The key with which we will sort the agenda will be the name and surnames of each
contact. The sorting will work in such a way that first, the first surname will be
compared, if they are equal, the second surname will be compared, and if they are
also equal, we will consider the name. In order to sort the names, we need a class
that will be called Name. This class must implement the
Comparable interface. Recall the Comparable interface
API. Which method must the Name class implement in order to
comply with that interface?
Complete the following skeleton so that the object compared (this) is
alphabetically lower than the argument received by the comparison method, you
will return -1; if they are the same, 0; and if it is greater, 1. Remember that
a name is lower than other one if the first surname is lower (is alphabetically
previous) than the first surname of the other name; if both first surnames are the
same, we will compare the second surname; and if the second surnames are equal, we
will compare the names.
class Name implements Comparable {
private String name;
private String firstSurname;
private String secondSurname;
public Name(String name, String firstSurname, String secondSurname) {
this.name = name;
this.firstSurname = firstSurname;
this.secondSurname = secondSurname;
}
public String getName() {
return this.name;
}
public void setName(String name) {
this.name = name;
}
public String getFirstSurname() {
return this.firstSurname;
}
public void setFirstsurame(String firstSurname) {
this.firstSurname = firstSurname;
}
public String getSecondSurname() {
return this.secondSurname;
}
public void setSecondSurname(String secondSurname) {
this.secondSurname = secondSurname;
}
public String toString() {
return this.firstSurname+" "+this.secondSurname+", "+this.name;
}
public int compareTo(Object anotherName){
/** Your code here */
}
}
We already have the sorting key to be used in our agenda.

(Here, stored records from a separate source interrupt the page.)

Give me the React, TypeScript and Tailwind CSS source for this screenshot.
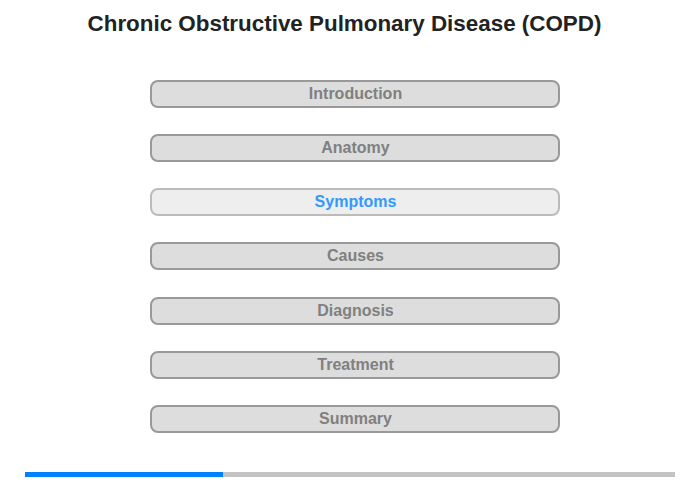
const sections = ['Introduction', 'Anatomy', 'Symptoms', 'Causes', 'Diagnosis', 'Treatment', 'Summary'];
const current = 'Symptoms';

export default function App() {
  return (
    <div className="w-[700px] h-[480px] bg-white flex flex-col font-['Liberation_Sans',Arial,sans-serif]">
      <h1 className="text-center text-[22.4px] font-bold text-[#222222] pt-[10px] pr-[11px] leading-[28px]">
        Chronic Obstructive Pulmonary Disease (COPD)
      </h1>

      {/* Section menu */}
      <div className="flex flex-col items-center gap-[26.17px] mt-[42px] pl-[9px]">
        {sections.map((s) =>
          s === current ? (
            <button
              key={s}
              className="w-[410px] h-[28px] rounded-[8px] border-2 border-[#bbbbbb] bg-[#eeeeee] text-[#3399ff] text-[16px] font-bold leading-none pl-[2px]"
            >
              {s}
            </button>
          ) : (
            <button
              key={s}
              className="w-[410px] h-[28px] rounded-[8px] border-2 border-[#999999] bg-[#dddddd] text-[#808080] text-[16px] font-bold leading-none pl-[2px]"
            >
              {s}
            </button>
          )
        )}
      </div>

      {/* Progress */}
      <div className="mt-auto mb-[3px] mx-[25px] h-[5px] bg-[#c3c3c3] flex">
        <div className="w-[198px] h-full bg-[#0080ff]" />
      </div>
    </div>
  );
}
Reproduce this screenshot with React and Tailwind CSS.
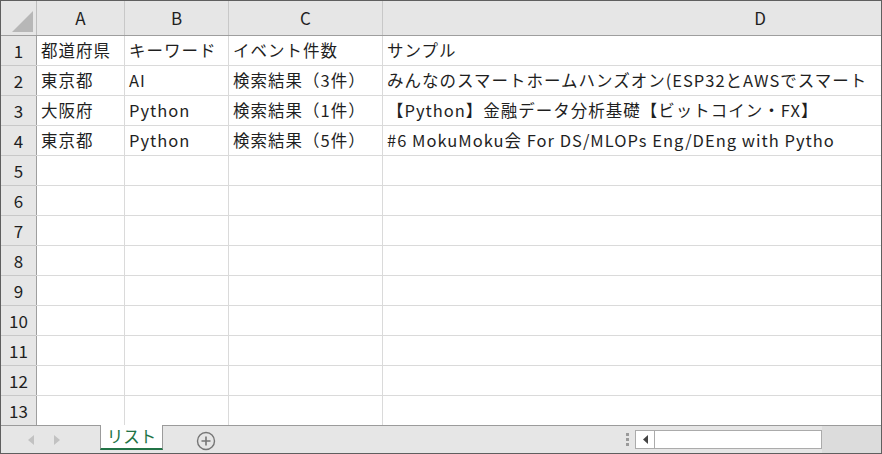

Now, we need to store
all the data of each contact of our agenda, for which we will use the
Contact class. Complete the following skeleton with the needed code
in the constructor, and adding the get and set methods for every attribute.
class Contact {
private Name name;
private int phoneNumber;
private String postalAddress;
public Contact(String name, String firstSurname, String secondSurname,
int phoneNumber, String postalAdress) {
/** Your code here */
}
/** Get and set methods for every attribute */
public String toString() {
String contactStr = this.name.toString();
contactStr = contactStr+"\nPhone: "+this.phoneNumber;
contactStr = contactStr+"\nAddress: "+this.postalAddress;
return contactStr;
}
}
Finally, we will implemente our phone agenda, PhoneAgenda using a
binary search tree, so that searching for a contact will be fast and efficient.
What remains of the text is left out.